ADULT PROSTITUTE CONVICTED OF RECRUITING AND SEX TRAFFICKING 14-YEAR-OLD GIRL IN FIRST ORANGE COUNTY PROPOSITION 35 CASE

For Immediate Release
Case # 13WF0628 

July 11, 2013

Susan Kang Schroeder
Chief of Staff
Office: 714-347-8408
Cell: 714-292-2718
 

Farrah Emami
Spokesperson
Office: 714-347-8405
Cell: 714-323-4486

 

 

ADULT PROSTITUTE CONVICTED OF RECRUITING AND SEX TRAFFICKING 14-YEAR-OLD GIRL IN FIRST ORANGE COUNTY PROPOSITION 35 CASE

*Co-defendant pimp is charged with forcibly sex trafficking the victim

 

 

SANTA ANA – An adult prostitute was convicted today of recruiting and sex trafficking a 14-year-old girl into prostitution in the first Orange County case of human trafficking of a minor under Proposition 35 (Prop 35).
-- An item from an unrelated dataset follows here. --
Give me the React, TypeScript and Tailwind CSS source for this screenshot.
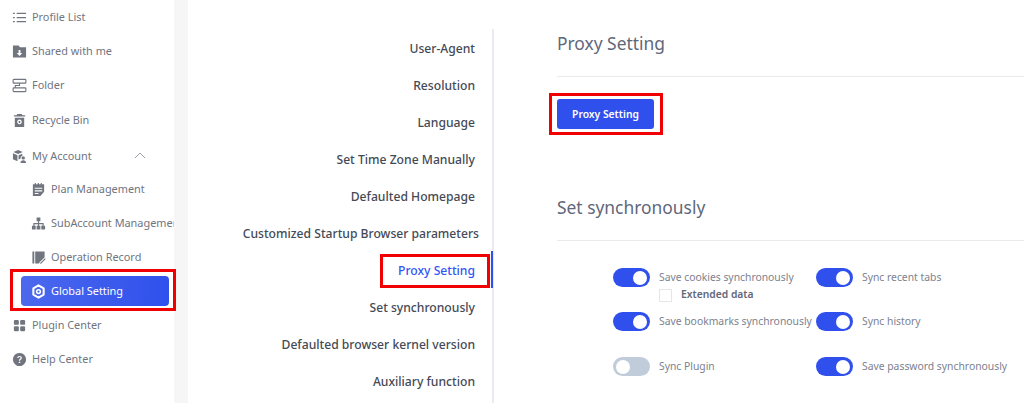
import React from "react";

const P = ({ children }: { children: React.ReactNode }) => (
  <svg width="15" height="15" viewBox="0 0 16 16" fill="#70757f">{children}</svg>
);

const icons: Record<string, React.ReactNode> = {
  list: (
    <P>
      <path d="M1 3h2v1.300H1zM5 3h10v1.300H5zM1 7.400h2v1.300H1zM5 7.400h10v1.300H5zM1 11.800h2v1.300H1zM5 11.800h10v1.300H5z" />
    </P>
  ),
  shared: (
    <P>
      <path fillRule="evenodd" d="M1 1.500h6l1.500 2H15v11H1zM7 6.500v3.200H5l3 3 3-3H9V6.500z" />
    </P>
  ),
  folder: (
    <P>
      <path
        fill="none"
        stroke="#70757f"
        strokeWidth="1.200"
        d="M2 1.500h12a.8.8 0 0 1 .8.8v2.400a.8.8 0 0 1-.8.8H2a.8.8 0 0 1-.8-.8V2.300a.8.8 0 0 1 .8-.8zM2 10.500h12a.8.8 0 0 1 .8.8v2.400a.8.8 0 0 1-.8.8H2a.8.8 0 0 1-.8-.8v-2.400a.8.8 0 0 1 .8-.8zM8 5.500v2.500H3.500v2.500"
      />
    </P>
  ),
  bin: (
    <P>
      <path fillRule="evenodd" d="M5.500 1h5l.5 1.500h3v1.300H2V2.500h3zM3 5h10v10H3zM8 7a2.500 2.500 0 1 0 .01 0zM8 8.500a1 1 0 1 1-.01 0z" />
    </P>
  ),
  account: (
    <P>
      <path d="M6.500 1l5 2.200-5 2.200-5-2.200zM1 4.500l4.800 2.100v6.400L1 10.900zM7 6.700l4-1.700v2.200a3 3 0 0 0-2 3.100l-2 1z" />
      <circle cx="12" cy="9.500" r="1.800" />
      <path d="M9 15c0-2 1.300-3 3-3s3 1 3 3z" />
    </P>
  ),
  plan: (
    <P>
      <path fillRule="evenodd" d="M2 2.500h2V1h1.200v1.500h2V1h1.200v1.500h2V1h1.200v1.500H14v8l-4 4.500H2zM4 6v1.200h8V6zM4 8.800V10h8V8.800zM4 11.600v1.200h4v-1.200z" />
    </P>
  ),
  org: (
    <P>
      <path d="M6 1.500h4v4H8.600v2h4.900v3H15v4h-4v-4h1.300V8.800H8.600v1.700H10v4H6v-4h1.400V8.800H3.700v1.700H5v4H1v-4h1.500v-3h4.900v-2H6z" />
    </P>
  ),
  record: (
    <P>
      <path fillRule="evenodd" d="M1.500 1.500h2v13h-2zM4.500 1.500h10v6.300L9.200 13l-.6 1.500H4.500zM14.800 8.800l.9.900-5 5H9.800v-.9z" />
    </P>
  ),
  gear: (
    <svg width="15" height="15" viewBox="0 0 16 16" fill="none">
      <path
        d="M8 1.500l5.500 3.200v6.600L8 14.500l-5.500-3.200V4.700z"
        stroke="#fff"
        strokeWidth="2.200"
        strokeLinejoin="round"
      />
      <circle cx="8" cy="8" r="2" stroke="#fff" strokeWidth="1.600" />
    </svg>
  ),
  plugin: (
    <P>
      <rect x="2" y="2" width="5.300" height="5.300" rx="1.300" />
      <rect x="8.700" y="2" width="5.300" height="5.300" rx="1.300" />
      <rect x="2" y="8.700" width="5.300" height="5.300" rx="1.300" />
      <rect x="8.700" y="8.700" width="5.300" height="5.300" rx="1.300" />
    </P>
  ),
  help: (
    <P>
      <path
        fillRule="evenodd"
        d="M8 1a7 7 0 1 0 .01 0zM8 4.200c1.500 0 2.500.9 2.500 2.100 0 1.700-1.800 1.700-1.800 3H7.300c0-2 1.800-2 1.800-3 0-.5-.5-.9-1.100-.9-.7 0-1.100.4-1.200 1.100H5.500C5.600 5.100 6.500 4.200 8 4.200zM7.200 10.300h1.600v1.500H7.200z"
      />
    </P>
  ),
};

const Row = ({
  icon,
  label,
  sub,
  cls = "",
}: {
  icon: string;
  label: string;
  sub?: boolean;
  cls?: string;
}) => (
  <div className={`flex h-[34px] items-center overflow-hidden whitespace-nowrap ${sub ? "pl-[31px]" : "pl-[12px]"} ${cls}`}>
    <span className="flex w-[20px] shrink-0">{icons[icon]}</span>
    <span className="text-[10.900px] text-[#70757f]">{label}</span>
  </div>
);

const Toggle = ({ on = true }: { on?: boolean }) => (
  <span
    className={`flex h-[19px] w-[37px] shrink-0 items-center rounded-full px-[3px] ${
      on ? "justify-end bg-[#2f50ec]" : "justify-start bg-[#c1ccdb]"
    }`}
  >
    <span className="h-[14px] w-[14px] rounded-full bg-white" />
  </span>
);

const Setting = ({ label, on }: { label: string; on?: boolean }) => (
  <div className="flex items-center gap-[9px] whitespace-nowrap">
    <Toggle on={on} />
    <span className="text-[10.350px] text-[#7d8290]">{label}</span>
  </div>
);

const navItems = [
  "User-Agent",
  "Resolution",
  "Language",
  "Set Time Zone Manually",
  "Defaulted Homepage",
  "Customized Startup Browser parameters",
  "Proxy Setting",
  "Set synchronously",
  "Defaulted browser kernel version",
  "Auxiliary function",
];

export default function App() {
  return (
    <div className="flex h-[403px] w-[1024px] overflow-hidden bg-white font-['Noto_Sans',sans-serif]">
      <aside className="h-full w-[174px] shrink-0 bg-white">
        <Row icon="list" label="Profile List" />
        <Row icon="shared" label="Shared with me" />
        <Row icon="folder" label="Folder" />
        <Row icon="bin" label="Recycle Bin" cls="mt-px" />
        <div className="relative mt-[2px]">
          <Row icon="account" label="My Account" />
          <svg
            className="absolute left-[134px] top-[13px]"
            width="12"
            height="7"
            viewBox="0 0 12 7"
            fill="none"
            stroke="#9a9fa8"
            strokeWidth="1"
          >
            <path d="M1 6l5-5 5 5" />
          </svg>
        </div>
        <Row icon="plan" label="Plan Management" sub cls="-mt-px" />
        <Row icon="org" label="SubAccount Management" sub />
        <Row icon="record" label="Operation Record" sub />
        <div className="relative ml-[21px] mt-[2px] flex h-[30px] w-[148px] items-center rounded-[4px] bg-[linear-gradient(100deg,#4c69ee,#2f50ec)] pl-[10px]">
          <span className="flex w-[20px] shrink-0">{icons.gear}</span>
          <span className="text-[10.900px] text-white">Global Setting</span>
          <span className="absolute bottom-[-5px] left-[-11px] right-[-7px] top-[-7px] border-[3px] border-[#f00000]" />
        </div>
        <Row icon="plugin" label="Plugin Center" cls="mt-[2px]" />
        <Row icon="help" label="Help Center" />
      </aside>

      <div className="h-full w-[14px] shrink-0 bg-[#f6f6f7]" />

      <main className="flex h-full flex-1">
        <nav className="mt-[29px] w-[306px] shrink-0 border-r-2 border-[#e9e9f2] pr-[17px] pt-[2px]">
          {navItems.map((item) => {
            const active = item === "Proxy Setting";
            const long = item.startsWith("Customized");
            return (
              <div key={item} className="relative flex h-[37px] items-center justify-end">
                <span
                  className={`whitespace-nowrap text-[12.150px] font-medium ${
                    active ? "text-[#3355f5]" : "text-[#444a55]"
                  } ${long ? "mr-[-4px]" : ""}`}
                >
                  {item}
                </span>
                {active && (
                  <>
                    <span className="absolute bottom-[2px] left-[192px] right-[-15px] top-px border-[3px] border-[#f00000]" />
                    <span className="absolute bottom-[2px] right-[-18px] top-[-2px] w-[2px] bg-[#2f50ec]" />
                  </>
                )}
              </div>
            );
          })}
        </nav>

        <section className="ml-[63px] flex-1 pt-[30px]">
          <h2 className="h-[26px] text-[17.400px] leading-[26px] font-normal text-[#5f677a]">Proxy Setting</h2>
          <div className="mt-[20px] h-px bg-[#e9e9ee]" />
          <div className="relative mt-[22px] flex h-[30px] w-[97px] items-center justify-center rounded-[3px] bg-[#2f50ec] pt-px text-[10.300px] font-semibold text-white">
            Proxy Setting
            <span className="absolute bottom-[-6px] left-[-8px] right-[-9px] top-[-6px] border-[3px] border-[#f00000]" />
          </div>
          <h2 className="mt-[65px] h-[26px] text-[17.400px] leading-[26px] font-normal text-[#5f677a]">Set synchronously</h2>
          <div className="mt-[20px] h-px bg-[#e9e9ee]" />
          <div className="ml-[56px] mt-[27px] grid w-[420px] grid-cols-[203px_1fr]">
            <div className="h-[44px]">
              <Setting label="Save cookies synchronously" />
              <div className="ml-[46px] mt-[-1px] flex h-[18px] items-center gap-[9px]">
                <span className="h-[13px] w-[13px] border border-[#e6e6ea] bg-white" />
                <span className="text-[10.300px] font-semibold text-[#626878]">Extended data</span>
              </div>
            </div>
            <div className="h-[44px]">
              <Setting label="Sync recent tabs" />
            </div>
            <div className="h-[45px]">
              <Setting label="Save bookmarks synchronously" />
            </div>
            <div className="h-[45px]">
              <Setting label="Sync history" />
            </div>
            <Setting label="Sync Plugin" on={false} />
            <Setting label="Save password synchronously" />
          </div>
        </section>
      </main>
    </div>
  );
}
Cierra Melissa Robinson, 28, was found guilty by a jury today, July 11, 2013, of one felony count each of human trafficking of a minor and pandering of a minor under 16 years old by procuring. She faces a maximum sentence of 12 years in state prison at her sentencing Aug. 23, 2013, at 10:30 a.m. in Department C-39, Central Justice Center, Santa Ana.

 

Co-defendant Chuncey Tarae Garcia, 33, is charged with one felony count each of human trafficking of a minor by force or fear, pimping a minor, and forcible rape, with sentencing enhancement allegations for forcible rape of a minor 14 years of age and prior prison convictions for possession for sale of cocaine in 2007 and transportation of cocaine in 2009. If convicted, Garcia faces a maximum sentence of 28 years to life in state prison. Garcia is scheduled for jury trial July 15, 2013, at 8:45 a.m. in Department C-5, Central Justice Center.

 

What is Prop 35?

The case against Garcia and Robinson is the first to be filed in Orange County following the passage of California’s anti-human trafficking Prop 35 in November 2012. Under the law, human trafficking is described as inducing, causing, persuading, or attempting to induce, cause, or persuade a person who is a minor to engage in a commercial sex act with the intent to effect a violation of pimping or pandering. Human trafficking by force or fear includes the use of force, fear, violence, duress, menace, threat of injury, coercion, fraud, or deceit in the commission of the crime. 

 

Prop 35 was enacted in California with 81 percent of the vote, and received over 82 percent of the vote in Orange County. It increases the penalty for human trafficking, particularly in cases involving the trafficking of a minor by force. Prior to Prop 35, a conviction for human trafficking of a minor by force or fear carried a maximum sentence of eight years in state prison. Defendants convicted of the same crime under Prop 35 now face a maximum sentence of 15 years to life in state prison.

 

Circumstances of the Case

Garcia is accused of being a pimp and Robinson worked for him as a prostitute and recruited other women to prostitute for Garcia. In the primp/prostitution subculture, pimps often assign ranks to the women they exploit. They often establish rigid rules that their victims are expected to follow including requiring victims to speak only when spoken to, address the pimp as “Sir” or “Daddy,” setting daily quotas that the victims are expected to fulfill, and assigning seats in the car based on “rank.” Failure to follow these rules can result in deprivation of food and/or physical or emotional abuse.